Os teólogos debatem muito o significado dessa passagem bíblica. Todas as questões morais eram objetivas e não subjetivas. Havia uma moralidade absoluta. Alguém poderia fazer a coisa errada, mas a escolha estaria clara. A árvore cria uma confusão moral. Comer da árvore seria confundir o certo e o errado. Quando Adão e Eva comem da árvore, porém, os sentidos se tornam mais poderosos do que o intelecto e cada pessoa se sente com poderes para decidir por si mesma entre o certo e o errado, e a confusão moral entra no mundo.
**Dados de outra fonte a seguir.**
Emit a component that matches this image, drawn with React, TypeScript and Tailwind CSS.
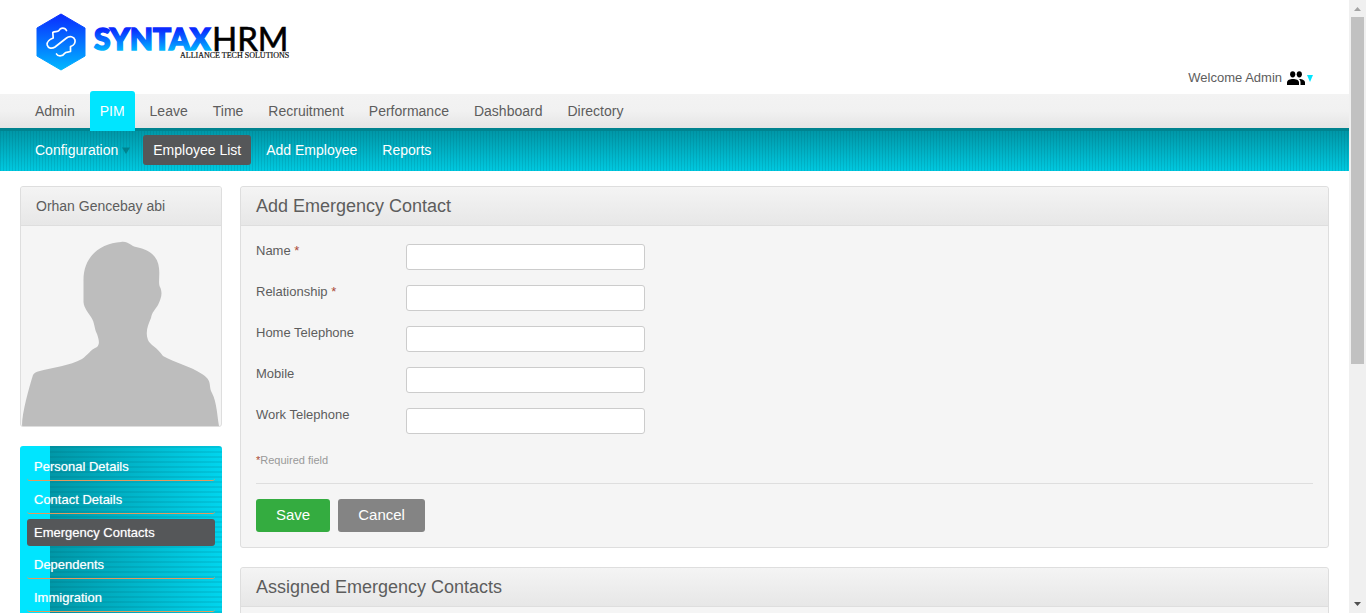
import { useState } from "react";

const modules = ["Admin", "PIM", "Leave", "Time", "Recruitment", "Performance", "Dashboard", "Directory"];

const sections = [
  { name: "Personal Details" },
  { name: "Contact Details" },
  { name: "Emergency Contacts", active: true },
  { name: "Dependents" },
  { name: "Immigration" },
];

const fields = [
  { id: "name", label: "Name", required: true },
  { id: "relationship", label: "Relationship", required: true },
  { id: "homePhone", label: "Home Telephone", required: false },
  { id: "mobile", label: "Mobile", required: false },
  { id: "workPhone", label: "Work Telephone", required: false },
];

function Logo() {
  return (
    <svg className="block h-[64px] w-[264px]" viewBox="30 10 264 64" role="img" aria-label="SyntaxHRM Alliance Tech Solutions">
      <defs>
        <linearGradient id="hex" x1="0" y1="0" x2="0" y2="1">
          <stop offset="0" stopColor="#0a2bff" />
          <stop offset="1" stopColor="#00b8ff" />
        </linearGradient>
        <linearGradient id="word" gradientUnits="userSpaceOnUse" x1="0" y1="27" x2="0" y2="52">
          <stop offset="0.1" stopColor="#0a2bff" />
          <stop offset="1" stopColor="#00c0ff" />
        </linearGradient>
      </defs>
      <path d="M61 14 85 28V56L61 70 37 56V28Z" fill="url(#hex)" stroke="url(#hex)" strokeLinejoin="round" />
      <path
        d="M66.500 30.500C65 27.300 60.500 27.300 59 30.500C57.500 32.500 55 31 52.800 32.500L53.200 38C50 39.200 46.500 42 47.200 45C48.200 48.500 52 49 55 47L66.500 38C69.500 35.500 74 36.500 75 40C75.500 43 73.500 45.500 70.500 46.500V51.500C68 52.500 66 51.500 64.500 53.500C62.500 56.800 57.500 56.500 56.500 54"
        fill="none"
        stroke="#fff"
        strokeWidth="1.700"
        strokeLinecap="round"
        strokeLinejoin="round"
      />
      <text x="94" y="50" fontFamily="Lato, sans-serif" fontSize="30" fontWeight="900" fill="url(#word)" stroke="url(#word)" strokeWidth="1.600">SYNTAX</text>
      <text x="212" y="51" fontFamily="Lato, sans-serif" fontSize="33" fill="#000" stroke="#000" strokeWidth="0.600">HRM</text>
      <text x="180" y="58" fontFamily="'Liberation Serif', serif" fontSize="8" fill="#111" stroke="#111" strokeWidth="0.200">ALLIANCE TECH SOLUTIONS</text>
    </svg>
  );
}

function Silhouette() {
  return (
    <svg className="block w-full" viewBox="0 0 200 200" aria-hidden="true">
      <path
        d="M1 200C1 186 8 162 12 149C13 147 15 146 17 145.500C32 141 49 140 61 133C67 129 69 124 76 121C79 118 78 114 76 108C73 102 74 97 70 91C67 86 63 82 62.500 76V55C62 30 80 17 100 16C108 15 109 20 115 21C130 24 137 31 138 42C139 50 137 57 139 61C142 67 140 73 137 79C134 84 131 86 130 92C127 99 124 106 127 114C129 119 136 121 142 130C155 137 169 140 181 148C192 155 187 159 191 167C196 177 196 189 198 200Z"
        fill="#bdbdbd"
      />
    </svg>
  );
}

function PanelHead({ title }: { title: string }) {
  return (
    <div className="flex h-[39px] items-center rounded-t-[3px] border-b border-[#dedede] bg-gradient-to-b from-[#f4f4f4] to-[#e7e7e7] px-[15px]">
      <h1 className="text-[18px] leading-6 text-[#5d5d5d]">{title}</h1>
    </div>
  );
}

export default function App() {
  const [values, setValues] = useState<Record<string, string>>({});

  return (
    <div className="flex h-screen overflow-hidden bg-white text-[#5d5d5d] [font-family:'Liberation_Sans',Arial,sans-serif]">
      <div className="min-w-0 flex-1 overflow-hidden">
        <header className="flex h-[94px] items-start justify-between pt-[10px] pr-9 pl-[30px]">
          <a href="#home"><Logo /></a>
          <button type="button" className="mt-[58px] flex items-center text-[13px] leading-5">
            Welcome Admin
            <svg className="ml-[5px] h-4 w-[18px]" viewBox="0 0 18 16" fill="#000" aria-hidden="true">
              <ellipse cx="5.700" cy="4.300" rx="2.600" ry="3.100" />
              <ellipse cx="12.300" cy="4.300" rx="2.600" ry="3.100" />
              <path d="M0 15V12.500C0 10 3 9 6 9S12 10 12 12.500V15Z" />
              <path d="M12 9C15.500 9 18 10.300 18 12.500V15H13.500V12.500C13.500 11 13 10 12 9Z" />
            </svg>
            <svg className="ml-0.5 h-[7px] w-[6px]" viewBox="0 0 6 7" aria-hidden="true"><path d="M0 0H6L3 7Z" fill="#00e5ff" /></svg>
          </button>
        </header>

        <nav aria-label="Modules" className="flex h-[34px] items-end bg-gradient-to-b from-[#f3f3f3] via-[#f1f1f1] to-[#e5e5e5] pl-[25px]">
          <ul className="-mb-[3px] flex items-end gap-[5px]">
            {modules.map((item) => (
              <li key={item}>
                <a
                  href={`#${item.toLowerCase()}`}
                  className={
                    item === "PIM"
                      ? "relative block h-10 rounded-t-[3px] bg-[#00e5ff] px-[10px] text-[14px] leading-10 text-white"
                      : "block h-10 px-[10px] text-[14px] leading-10"
                  }
                >
                  {item}
                </a>
              </li>
            ))}
          </ul>
        </nav>

        <nav
          aria-label="Employee pages"
          className="h-[43px] border-t-[3px] border-[#00838f] bg-[repeating-linear-gradient(90deg,rgba(0,80,95,0.14)_0_1px,transparent_1px_3px),linear-gradient(180deg,#0097a7,#00c9e0)] pt-1 pl-[25px]"
        >
          <ul className="flex text-[14px] leading-[30px] text-white">
            <li>
              <a href="#configuration" className="flex items-center pr-[13px] pl-[10px]">
                Configuration
                <svg className="ml-1 h-[7px] w-[8px]" viewBox="0 0 8 7" aria-hidden="true"><path d="M0 0.500H8L4 7Z" fill="#00838f" /></svg>
              </a>
            </li>
            <li><a href="#employees" className="block rounded-[3px] bg-[#555759] px-[10px]">Employee List</a></li>
            <li className="ml-[5px]"><a href="#add-employee" className="block px-[10px]">Add Employee</a></li>
            <li className="ml-[5px]"><a href="#reports" className="block px-[10px]">Reports</a></li>
          </ul>
        </nav>

        <div className="flex items-start gap-[18px] pt-[15px] pr-5 pl-5">
          <aside className="w-[202px] shrink-0">
            <div className="overflow-hidden rounded-[3px] border border-[#dedede] bg-[#f5f5f5]">
              <div className="flex h-[39px] items-center border-b border-[#dedede] bg-gradient-to-b from-[#f4f4f4] to-[#e7e7e7] px-[15px]">
                <h2 className="text-[14px] leading-5">Orhan Gencebay abi</h2>
              </div>
              <Silhouette />
            </div>
            <ul className="mt-[19px] flex flex-col gap-[5px] rounded-[3px] bg-[linear-gradient(90deg,#00e5ff_0_30px,transparent_30px),repeating-linear-gradient(180deg,rgba(0,80,95,0.12)_0_2px,transparent_2px_5px),linear-gradient(90deg,#0097a7_30px,#00d5ee)] p-[7px] text-[13px] text-white [text-shadow:0_0_1px_rgba(255,255,255,0.6)]">
              {sections.map((s) => (
                <li key={s.name}>
                  <a
                    href={`#${s.name.replace(" ", "-").toLowerCase()}`}
                    className={
                      s.active
                        ? "block h-[27px] rounded-[3px] bg-[#555759] px-[7px] leading-[27px]"
                        : "block h-7 rounded-[3px] border-b border-[#e59a5c] px-[7px] leading-[27px]"
                    }
                  >
                    {s.name}
                  </a>
                </li>
              ))}
            </ul>
          </aside>

          <main className="flex min-w-0 flex-1 flex-col gap-[19px]">
            <section className="rounded-[3px] border border-[#dedede] bg-[#f5f5f5]">
              <PanelHead title="Add Emergency Contact" />
              <form className="px-[15px] pt-[18px] pb-[15px]" onSubmit={(e) => e.preventDefault()}>
                <div className="flex flex-col gap-[15px]">
                  {fields.map((f) => (
                    <div key={f.id} className="flex items-start">
                      <label htmlFor={f.id} className="w-[150px] text-[13px] leading-[13px]">
                        {f.label}
                        {f.required && <em className="not-italic text-[#aa4935]"> *</em>}
                      </label>
                      <input
                        id={f.id}
                        type="text"
                        value={values[f.id] ?? ""}
                        onChange={(e) => setValues({ ...values, [f.id]: e.target.value })}
                        className="h-[26px] w-[239px] rounded-[3px] border border-[#cccccc] bg-white px-1 text-[13px]"
                      />
                    </div>
                  ))}
                </div>
                <p className="mt-5 border-b border-[#dedede] pb-4 text-[11px] leading-[13px] text-[#999999]">
                  <em className="not-italic text-[#aa4935]">*</em>Required field
                </p>
                <div className="mt-[15px] flex gap-2">
                  <button type="submit" className="h-[33px] rounded-[3px] bg-[#34ac40] px-5 text-[15px] text-white">Save</button>
                  <button type="button" className="h-[33px] rounded-[3px] bg-[#848484] px-5 text-[15px] text-white">Cancel</button>
                </div>
              </form>
            </section>

            <section className="rounded-[3px] border border-[#dedede] bg-[#f5f5f5]">
              <PanelHead title="Assigned Emergency Contacts" />
              <div className="h-40" />
            </section>
          </main>
        </div>
      </div>

      <div aria-hidden="true" className="flex w-[17px] shrink-0 flex-col items-center bg-[#f0f0f0]">
        <svg className="h-[17px] w-[17px] shrink-0" viewBox="0 0 17 17"><path d="M5 11H12L8.500 7Z" fill="#a3a3a3" /></svg>
        <div className="flex w-[13px] flex-1 flex-col">
          <div className="h-3/5 bg-[#c1c1c1]" />
        </div>
        <svg className="h-[17px] w-[17px] shrink-0" viewBox="0 0 17 17"><path d="M5 6H12L8.500 10Z" fill="#505050" /></svg>
      </div>
    </div>
  );
}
A propósito do certo e do errado, a 5ª Câmara Criminal do Tribunal de Justiça de Minas Gerais (TJMG) manteve a condenação do ex-governador Eduardo Azeredo (PSDB) em segunda instância a 20 anos e um mês de prisão. A defesa do tucano pedirá embargos declaratórios, mas isso não muda mais a sentença, e pode recorrer a tribunais superiores. De acordo com a denúncia, o mensalão tucano teria desviado recursos para a campanha eleitoral de Azeredo, que concorria à reeleição ao governo do estado, em 1998. Ele nega envolvimento nos crimes.